The market is pricing a scale story, but the real P&L lever will be concentrated procurement and route-to-market optimization — not headline synergies. Expect the bulk of near-term dollar savings to come from consolidated spice/ingredient buying, freight and contract manufacturing (where a 15-25% consolidation of co-packing spend can drop cost-per-unit materially). Those are measurable within 12–24 months, whereas revenue synergies (cross-sell into adjacent categories and retail slot gains) will take 24–48 months and are far more execution-dependent. Regulatory and integration frictions are the dominant downside over the next 6–18 months. Antitrust scrutiny in savory, spreads and ingredient supply chains can force divestitures that remove the highest-margin SKUs and compress the initially advertised synergy pool; covenant-driven financing to bridge deal funding could also constrain buybacks/dividend policy for 12–36 months, delaying multiple expansion. Operationally, expect temporary margin dilution from SAP/ERP harmonization, SKU rationalization and manufacturing retooling — those typically bite 2–6% of combined EBITDA in year one of integration for large CPG deals.
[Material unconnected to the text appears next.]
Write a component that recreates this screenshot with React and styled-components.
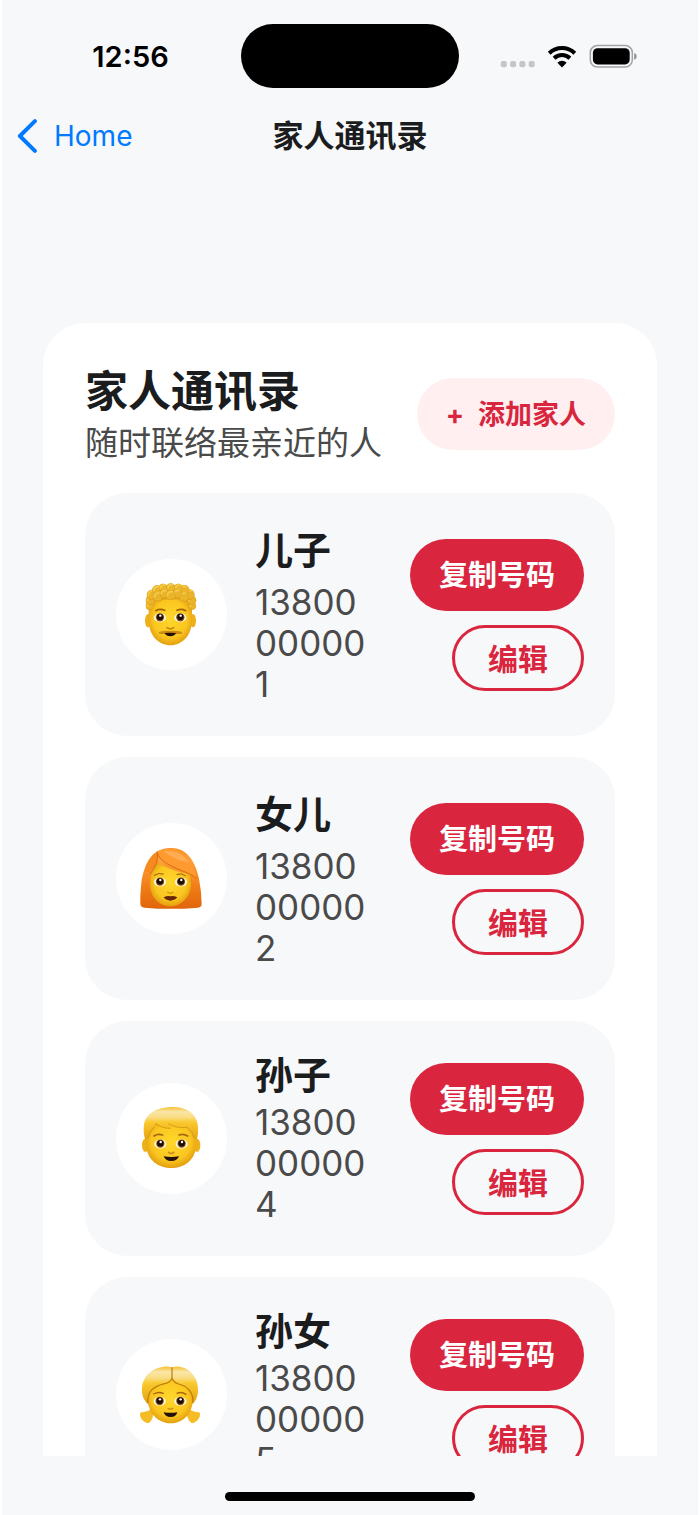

Second-order winners and losers will be non-linear: private-label producers and grocery chains can use any SKU pruning as cover to expand value ranges, pressuring mid-tier brands. Conversely, large co-packers and regional ingredient exporters (India/Vietnam spice processors, vegetable oil refiners) should see incremental volumes and negotiating leverage, lifting their utilization and margins. Finally, smaller specialty-flavor and seasoning independents become prime acquisition targets — expect a flurry of bolt-on M&A over the next 12–24 months that will compress multiples for niche players but create optionality for the combined entity.